PROBLEM DESCRIPTION: Take each line containing the word "this" and copy it.

══ LISTED ENTRIES

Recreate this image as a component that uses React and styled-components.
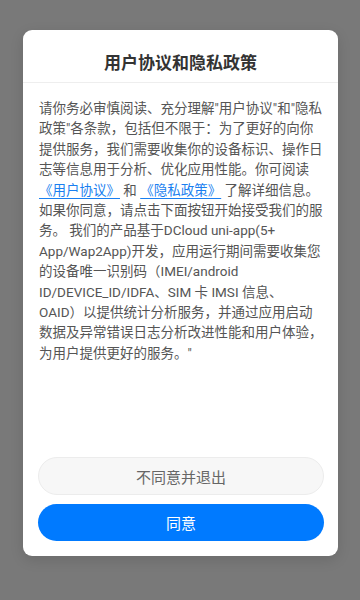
import React from "react";
import styled, { createGlobalStyle } from "styled-components";

const Global = createGlobalStyle`
  html, body { margin: 0; padding: 0; }
  body {
    background: #7a7a7a;
    font-family: "Noto Sans CJK SC", "Noto Sans", sans-serif;
  }
`;

const Screen = styled.div`
  width: 360px;
  height: 600px;
  background: #797979;
  display: flex;
  justify-content: center;
  padding-top: 30px;
  box-sizing: border-box;
`;

const Card = styled.div`
  width: 315px;
  height: 526px;
  background: #fff;
  border-radius: 9px;
  box-shadow: 0 4px 14px rgba(0, 0, 0, 0.12);
  display: flex;
  flex-direction: column;
  margin-left: 1px;
`;

const Header = styled.div`
  padding: 22px 0 10px;
  border-bottom: 1px solid #eeeeee;
  text-align: center;
`;

const Title = styled.h1`
  margin: 0;
  font-size: 17px;
  line-height: 20px;
  font-weight: 700;
  color: #333;
`;

const Body = styled.div`
  flex: 1;
  padding: 15px 0 0 16px;
  font-family: Roboto, "Noto Sans CJK SC", sans-serif;
  font-size: 13.5px;
  line-height: 20.4px;
  color: #555;
`;

const Line = styled.div`
  white-space: nowrap;
`;

const Link = styled.a`
  color: #1a7ff0;
  text-decoration: underline;
  text-underline-offset: 3px;
`;

const Actions = styled.div`
  display: flex;
  flex-direction: column;
  gap: 9px;
  padding: 0 14px 15px 15px;
`;

const Button = styled.button`
  height: ${(p) => (p.$primary ? "37px" : "38px")};
  border-radius: 19px;
  border: ${(p) => (p.$primary ? "none" : "1px solid #ececec")};
  background: ${(p) => (p.$primary ? "#007aff" : "#f7f7f7")};
  color: ${(p) => (p.$primary ? "#fff" : "#666")};
  font-family: "Noto Sans CJK SC", sans-serif;
  font-size: 15px;
  padding: 0;
`;

const before = [
  '请你务必审慎阅读、充分理解"用户协议"和"隐私',
  '政策"各条款，包括但不限于：为了更好的向你',
  "提供服务，我们需要收集你的设备标识、操作日",
  "志等信息用于分析、优化应用性能。你可阅读",
];

const after = [
  "如果你同意，请点击下面按钮开始接受我们的服",
  "务。 我们的产品基于DCloud uni-app(5+",
  "App/Wap2App)开发，应用运行期间需要收集您",
  "的设备唯一识别码（IMEI/android",
  "ID/DEVICE_ID/IDFA、SIM 卡 IMSI 信息、",
  "OAID）以提供统计分析服务，并通过应用启动",
  "数据及异常错误日志分析改进性能和用户体验，",
  '为用户提供更好的服务。"',
];

export default function App() {
  return (
    <>
      <Global />
      <Screen>
        <Card>
          <Header>
            <Title>用户协议和隐私政策</Title>
          </Header>
          <Body>
            {before.map((l) => (
              <Line key={l}>{l}</Line>
            ))}
            <Line>
              <Link> 《用户协议》</Link> 和 <Link> 《隐私政策》</Link> 了解详细信息。
            </Line>
            {after.map((l) => (
              <Line key={l}>{l}</Line>
            ))}
          </Body>
          <Actions>
            <Button>不同意并退出</Button>
            <Button $primary>同意</Button>
          </Actions>
        </Card>
      </Screen>
    </>
  );
}
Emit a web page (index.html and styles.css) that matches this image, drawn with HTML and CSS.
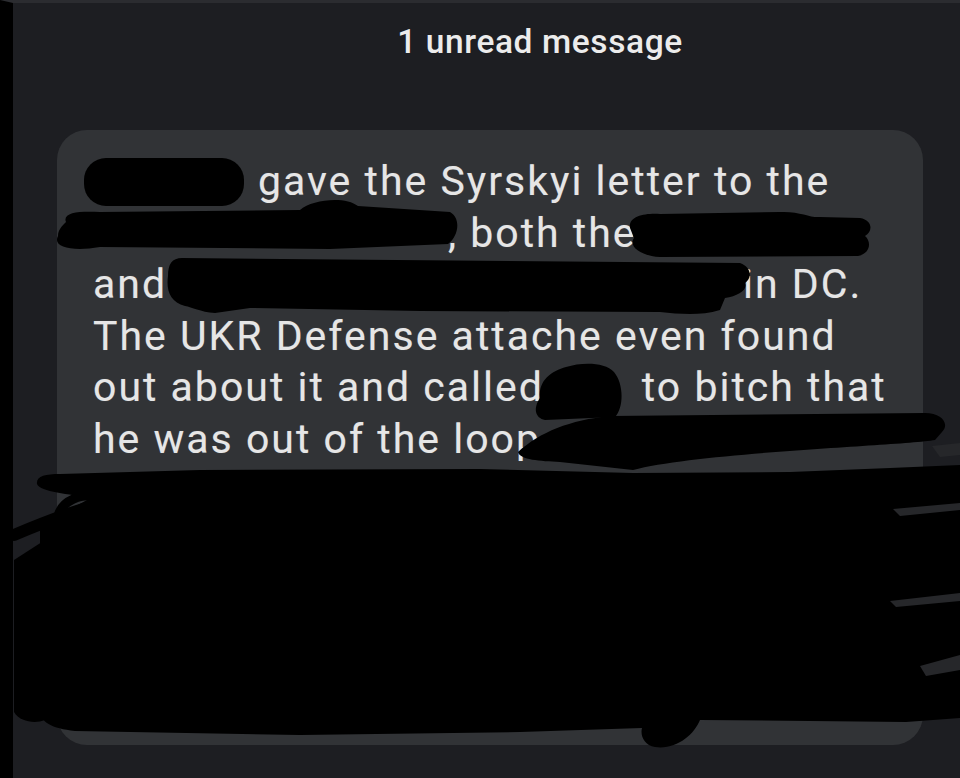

════

EXERCISE ANSWER:
Recreate this image as a component that uses React and styled-components.
Emit a web page (index.html and styles.css) that matches this image, drawn with HTML and CSS.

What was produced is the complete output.